3. Be cautious in the false assumption that Maine leads the nation in regulating debris derived fuels.

Neither the science nor the policy implications of the DEP's new fuel rules have passed thorough review. Though local test results support some of the proposed regulations, others seem to take no account of rules and practices now in place elsewhere. For instance, today, there is zero tolerance (0.00%) in California for burning arsenic treated wood, while Maine's rules would permit this at 1.5%. In addition, Massachusetts has enacted a ban on landfilling most components of CDD debris, and New Hampshire has a moratorium on burning it, pending further study. These conditions have direct impact on the situation in Maine.

We urge the Committee to be cautious about disrupting established regulatory processes. Respect for existing formal rules will affirm the public's need for fair involvement in the public process. In addition to rulemaking underway, at least two study groups are in place that will report to the Committee on waste policy. CDD debris component is an important component of the waste stream, and policy decisions should be informed by the deliberations of those study groups.

We suggest that the Committee on Natural Resources should recommend a moratorium on licensing new facilities to process or burn CDD debris fuel, outlined in Amendment B to LD141.
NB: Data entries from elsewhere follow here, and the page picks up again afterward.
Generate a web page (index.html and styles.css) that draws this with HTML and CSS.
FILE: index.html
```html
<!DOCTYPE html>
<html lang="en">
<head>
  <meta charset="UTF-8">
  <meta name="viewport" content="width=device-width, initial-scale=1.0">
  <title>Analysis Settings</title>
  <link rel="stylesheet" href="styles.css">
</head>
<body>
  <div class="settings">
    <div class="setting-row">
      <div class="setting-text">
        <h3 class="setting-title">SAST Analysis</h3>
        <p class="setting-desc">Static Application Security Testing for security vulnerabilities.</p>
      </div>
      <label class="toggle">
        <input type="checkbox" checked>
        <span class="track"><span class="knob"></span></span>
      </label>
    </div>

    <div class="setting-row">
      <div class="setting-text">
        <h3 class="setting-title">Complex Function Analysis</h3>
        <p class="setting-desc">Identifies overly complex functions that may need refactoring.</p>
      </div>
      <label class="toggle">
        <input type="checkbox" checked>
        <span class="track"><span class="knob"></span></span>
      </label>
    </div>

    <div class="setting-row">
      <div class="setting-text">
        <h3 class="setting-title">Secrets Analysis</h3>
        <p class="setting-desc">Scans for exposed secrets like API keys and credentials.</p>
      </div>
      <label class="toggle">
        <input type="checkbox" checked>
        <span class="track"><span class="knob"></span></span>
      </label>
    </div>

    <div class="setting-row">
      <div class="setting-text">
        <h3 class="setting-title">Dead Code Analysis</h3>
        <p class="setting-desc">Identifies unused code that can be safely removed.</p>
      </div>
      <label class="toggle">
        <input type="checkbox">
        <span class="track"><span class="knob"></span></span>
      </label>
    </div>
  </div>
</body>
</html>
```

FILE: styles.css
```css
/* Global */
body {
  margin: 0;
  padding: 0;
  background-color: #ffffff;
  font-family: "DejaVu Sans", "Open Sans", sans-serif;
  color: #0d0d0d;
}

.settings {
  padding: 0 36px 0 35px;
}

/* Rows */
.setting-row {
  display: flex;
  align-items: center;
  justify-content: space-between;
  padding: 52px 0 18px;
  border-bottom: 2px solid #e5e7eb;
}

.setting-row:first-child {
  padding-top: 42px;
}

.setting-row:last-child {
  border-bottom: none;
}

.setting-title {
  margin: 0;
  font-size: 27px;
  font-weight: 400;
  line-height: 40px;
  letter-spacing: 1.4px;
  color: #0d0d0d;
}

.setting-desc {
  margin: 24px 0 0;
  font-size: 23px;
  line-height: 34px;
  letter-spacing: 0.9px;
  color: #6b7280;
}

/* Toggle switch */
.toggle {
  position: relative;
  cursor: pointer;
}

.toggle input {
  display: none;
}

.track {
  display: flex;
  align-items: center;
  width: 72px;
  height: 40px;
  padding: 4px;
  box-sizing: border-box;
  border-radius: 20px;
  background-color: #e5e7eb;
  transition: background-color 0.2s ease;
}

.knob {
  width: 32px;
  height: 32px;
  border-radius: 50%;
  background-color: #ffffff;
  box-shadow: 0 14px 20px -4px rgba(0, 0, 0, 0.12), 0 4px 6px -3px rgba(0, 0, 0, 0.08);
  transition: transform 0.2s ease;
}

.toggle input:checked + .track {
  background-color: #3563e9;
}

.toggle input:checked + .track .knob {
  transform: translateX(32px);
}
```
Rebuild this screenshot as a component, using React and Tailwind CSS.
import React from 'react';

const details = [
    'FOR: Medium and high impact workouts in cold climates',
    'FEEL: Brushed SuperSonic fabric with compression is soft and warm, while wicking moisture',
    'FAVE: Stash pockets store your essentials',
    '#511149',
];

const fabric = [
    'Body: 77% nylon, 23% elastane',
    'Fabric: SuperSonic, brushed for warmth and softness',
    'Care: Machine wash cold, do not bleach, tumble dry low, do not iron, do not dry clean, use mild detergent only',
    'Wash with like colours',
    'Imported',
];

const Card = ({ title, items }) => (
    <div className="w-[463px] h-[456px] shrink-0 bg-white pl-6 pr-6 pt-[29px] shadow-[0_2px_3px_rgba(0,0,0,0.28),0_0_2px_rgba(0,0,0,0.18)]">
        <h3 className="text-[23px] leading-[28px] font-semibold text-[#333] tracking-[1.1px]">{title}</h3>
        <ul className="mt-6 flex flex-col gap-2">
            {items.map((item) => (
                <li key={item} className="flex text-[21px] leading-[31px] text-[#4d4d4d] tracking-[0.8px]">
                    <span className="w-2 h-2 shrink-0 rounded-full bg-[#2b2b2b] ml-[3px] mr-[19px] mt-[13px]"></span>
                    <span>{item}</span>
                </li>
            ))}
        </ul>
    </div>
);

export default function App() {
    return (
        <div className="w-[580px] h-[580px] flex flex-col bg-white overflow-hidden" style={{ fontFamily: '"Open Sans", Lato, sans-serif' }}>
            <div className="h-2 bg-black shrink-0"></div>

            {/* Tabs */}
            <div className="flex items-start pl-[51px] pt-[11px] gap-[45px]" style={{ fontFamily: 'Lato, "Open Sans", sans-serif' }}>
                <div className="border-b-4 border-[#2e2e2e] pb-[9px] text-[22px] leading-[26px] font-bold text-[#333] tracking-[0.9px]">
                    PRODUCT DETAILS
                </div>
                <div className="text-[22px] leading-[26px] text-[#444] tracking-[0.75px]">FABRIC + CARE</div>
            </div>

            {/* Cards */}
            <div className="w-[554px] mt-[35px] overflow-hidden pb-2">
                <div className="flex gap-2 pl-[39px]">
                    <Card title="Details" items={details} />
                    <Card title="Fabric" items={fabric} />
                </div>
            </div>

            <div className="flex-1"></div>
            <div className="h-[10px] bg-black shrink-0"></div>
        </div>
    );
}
Note. Waste and fuel figures from SPO and DEP; other sources: Calif. Integrated Waste Management Board; Pacific Ultra-Power; Office of NH Gov. Lynch; MassDEP

We The People is an advocacy group founded in Alton and Old Town, Maine against the imposition of Maine's largest landfill in their communities. We The People recognizes the interrelated nature of waste infrastructure, and seeks solutions beneficial to all.